5 Best U.S. Hikes Reviewed in 2019

Last Updated by Ricky Holzer on Tuesday, January 7th, 2020

In 2019, I expanded NoCoastBestCoast.com's coverage beyond the Midwest to allow me to share all of the great hikes I do no matter where I go. From the depths of Carlsbad Caverns to the highest peaks in Maine and Arizona, this list showcases the spectacular variety of landscapes the U.S. has to offer. The rankings are rather arbitrary (comparing caves to mountaintops is like comparing apples to oranges), and each of these hiking destinations is somewhere you should visit at least once in your life.

5. Alkali Flat Loop, White Sands National Park, New Mexico
Pristine white sand dunes await you on the Alkali Flat Loop

Pristine white sand dunes await you on the Alkali Flat Loop

White Sands is America's newest national park, promoted from national monument status at the end of 2019. These pristine white sand dunes are made of gypsum, the same stuff used in drywall, and are visible from space -- go to Google Maps and turn on satellite imagery, then look for the white splotch in the center of Southern New Mexico. The Alkali Springs Trail is the best way to experience these dunes, mostly because its length allows you to escape the massive crowds elsewhere in the park (which are probably only going to increase now that it's a national park). There is no feeling like being absolutely alone being surrounded by nothing but sand.

4. Arizona Hot Springs and Liberty Bell Arch Loop, Lake Mead National Recreation Area, Arizona
The view 1000 feet above the Colorado River

The view 1000 feet above the Colorado River

When most people think of Las Vegas, they imagine casinos, buffets, and alcohol, but in fact the city is one of the best destinations for desert hiking in the U.S. Just 45 southeast of Las Vegas, you'll find an underwhelming looking trailhead off the side of the highway heading to Phoenix. After hiking underneath the highway overpasses and leaving the roaring engines of cars and trucks behind, you'll discover fantastic desert scenery and a natural hot spring. The hike is long, but the rewards are tremendous.
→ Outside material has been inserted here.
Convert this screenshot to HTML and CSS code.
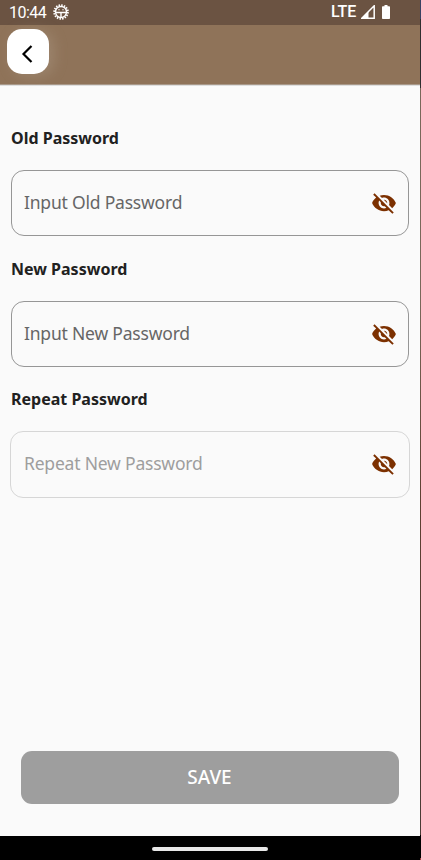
FILE: index.html
```html
<!DOCTYPE html>
<html lang="en">
<head>
<meta charset="utf-8">
<title>Change Password</title>
<link rel="stylesheet" href="styles.css">
</head>
<body>
<svg width="0" height="0" class="defs"><symbol id="eye-off" viewBox="0 0 24 24"><path d="M12 7c2.76 0 5 2.24 5 5 0 .65-.13 1.26-.36 1.83l2.92 2.92c1.51-1.26 2.7-2.89 3.43-4.75-1.73-4.39-6-7.5-11-7.5-1.4 0-2.74.25-3.98.7l2.16 2.16C10.74 7.13 11.35 7 12 7zM2 4.27l2.28 2.28.46.46C3.08 8.3 1.78 10.02 1 12c1.73 4.39 6 7.5 11 7.5 1.55 0 3.03-.3 4.38-.84l.42.42L19.73 22 21 20.73 3.27 3 2 4.27zM7.53 9.8l1.55 1.55c-.05.21-.08.43-.08.65 0 1.66 1.34 3 3 3 .22 0 .44-.03.65-.08l1.55 1.55c-.67.33-1.41.53-2.2.53-2.76 0-5-2.24-5-5 0-.79.2-1.53.53-2.2zm4.31-.78l3.15 3.15.02-.16c0-1.66-1.34-3-3-3l-.17.01z"/></symbol></svg>
<div class="device">
  <div class="screen">
    <header class="status">
      <span class="time">10:44</span>
      <svg class="debug" viewBox="0 0 16 16"><circle cx="8" cy="8" r="6.9" fill="none" stroke="#fff" stroke-width="1.8" stroke-dasharray="1.5 1.21"/><circle cx="8" cy="8" r="5.5" fill="none" stroke="#fff" stroke-width="1.4"/><path d="M3 8.5h10M8 8.5V13" stroke="#fff" stroke-width="1.4"/><circle cx="6" cy="5.7" r=".7" fill="#fff"/><circle cx="10" cy="5.7" r=".7" fill="#fff"/></svg>
      <span class="network">LTE</span>
      <svg class="signal" viewBox="0 0 14 14"><path d="M.8 13.2 13.2.8V13.2Z" fill="none" stroke="#fff" stroke-width="1.5"/><path d="M0 14 7.5 6.5V14Z" fill="#fff"/></svg>
      <svg class="battery" viewBox="0 0 8 14"><path d="M2.5 0h3v1.2h1.7q.8 0 .8.8v11.2q0 .8-.8.8H.8q-.8 0-.8-.8V2q0-.8.8-.8h1.7Z" fill="#fff"/></svg>
    </header>
    <nav class="appbar">
      <button class="back" aria-label="Back"><svg viewBox="0 0 12 18"><path d="M10.5 1 2.5 9l8 8" fill="none" stroke="#000" stroke-width="2.2"/></svg></button>
    </nav>
    <main class="form">
      <label class="label">Old Password</label>
      <div class="field"><span>Input Old Password</span><svg class="eye"><use href="#eye-off"/></svg></div>
      <label class="label">New Password</label>
      <div class="field"><span>Input New Password</span><svg class="eye"><use href="#eye-off"/></svg></div>
      <label class="label">Repeat Password</label>
      <div class="field disabled"><span>Repeat New Password</span><svg class="eye"><use href="#eye-off"/></svg></div>
      <button class="save">SAVE</button>
    </main>
    <footer class="gesture"><div class="pill"></div></footer>
  </div>
  <div class="edge"></div>
</div>
</body>
</html>
```
FILE: styles.css
```css
* { box-sizing: border-box; }
body { margin: 0; font-family: "Noto Sans", sans-serif; }
button { border: 0; padding: 0; font: inherit; }
svg { display: block; flex: none; }
.defs { display: none; }
.device { display: flex; width: 421px; height: 860px; }
.screen { display: flex; flex-direction: column; width: 420px; background: #fafafa; }
.edge { width: 1px; background: linear-gradient(#394263 0 19px, #302e30 19px 88px, #79685a 88px 300px, #5e4032 500px, #493b35 835px, #000 835px 858px, #944 858px); }
.status { display: flex; height: 25px; padding-left: 9px; background: #6b5342; color: #fff; font-family: Roboto, sans-serif; }
.time { width: 43.5px; font-size: 16px; line-height: 25px; letter-spacing: -.5px; }
.debug { width: 16px; height: 16px; margin-top: 4px; }
.network { width: 30px; margin-left: 262.5px; font-size: 16px; font-weight: 500; line-height: 24px; letter-spacing: -.1px; }
.signal { width: 14px; height: 14px; margin-top: 5px; }
.battery { width: 8px; height: 14px; margin: 5px 0 0 7px; }
.appbar { height: 60px; padding: 4px 0 0 7px; background: #8f7359; border-bottom: 1px solid #a89889; }
.back { display: flex; align-items: center; justify-content: center; width: 42px; height: 45px; padding: 4px 3px 0 0; border-radius: 15px; background: #fff; box-shadow: 5px 2px 14px rgba(190,175,160,.3); }
.back svg { width: 12px; height: 18px; }
.form { display: flex; flex-direction: column; height: 751px; padding: 40px 11px 0; border-top: 1px solid #dedede; }
.label { height: 24px; margin-bottom: 20px; color: #212121; font-size: 16px; font-weight: 700; line-height: 24px; }
.field { display: flex; justify-content: space-between; align-items: center; height: 66px; margin-bottom: 20.6px; padding: 0 12px; border: 1px solid #969696; border-radius: 13px; color: #666; font-size: 17.5px; letter-spacing: -.2px; }
.field span { position: relative; top: -1px; }
.eye { width: 26px; height: 26px; margin-right: -.5px; fill: #7c3000; }
.disabled { margin: -.7px -1px 0; height: 67px; padding: 0 13px; border-color: #d6d6d6; color: #9e9e9e; }
.save { height: 53px; margin: auto 10px 32px; padding-right: 1px; border-radius: 11px; background: #9e9e9e; color: #fff; font-size: 19px; font-weight: 500; line-height: 53px; }
.gesture { display: flex; justify-content: center; height: 24px; padding-top: 11px; background: #000; }
.pill { width: 116px; height: 4px; border-radius: 2px; background: #e8e8e8; }
```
3. Humphreys Peak via the Humphreys Peak Trail, Coconino National Forest, Arizona
Flower-filled meadows greet you at the start of the Humphreys Peak Trail

Flower-filled meadows greet you at the start of the Humphreys Peak Trail

My highest state highpoint yet, 12,000-foot Humphreys Peak, was a beastly challenge. Though Arizona is mostly known for its desert, this trail takes you up nearly 4,000 feet from pine forest to the state's only alpine tundra, home of a rare flower that is found nowhere else in the world but the top of these high peaks. While the first half of the hike is an uphill slog through forest, once you ascend above treeline, the views are phenomenal, distracting you from how out of breath you are. On a clear day, you can even glimpse the Grand Canyon from the summit!

2. Natural Entrance Trail, Carlsbad Caverns National Park, New Mexico
The delicate stalactites of Carlsbad Caverns are something everyone should see in their lifetime

The delicate stalactites of Carlsbad Caverns are something everyone should see in their lifetime

If I'm being honest, the Big Room Loop has way better cave formations, but the Natural Entrance Trail offers a less crowded experience. Show up early enough, and you'll have the experience of being alone in the dead quiet of the cave -- something you can't do at any other national parks, since they require guided tours. This hike is also unique in that this is the true natural entrance to the cave; at other national parks, the natural entrances weren't large enough for humans, so either other entrances were dug or explosives expanded the existing entrance. It's truly fascinating to descend down 700 feet from daylight to the bottom of the cave, especially knowing that you can take an elevator back up!

1. Mount Katahdin via Hunt Trail, Baxter State Park, Maine
The views from the top of Mt. Katahdin are unforgettable

The views from the top of Mt. Katahdin are unforgettable

Towering nearly a mile above the famously pretty Maine landscape of forest, lakes, hills, and mountains, Mt. Katahdin is perhaps the crown jewel of the state. Though the scenery is certainly beautiful, the thing that separates Mt. Katahdin from the other contenders on this list is the fun factor of the hike. The Hunt Trail is no simple walk up a hill! You have to climb up massive boulders using your hands and occasional metal rods for assistance. All of that struggle makes you appreciate the view even more, and this is a memorable journey indeed.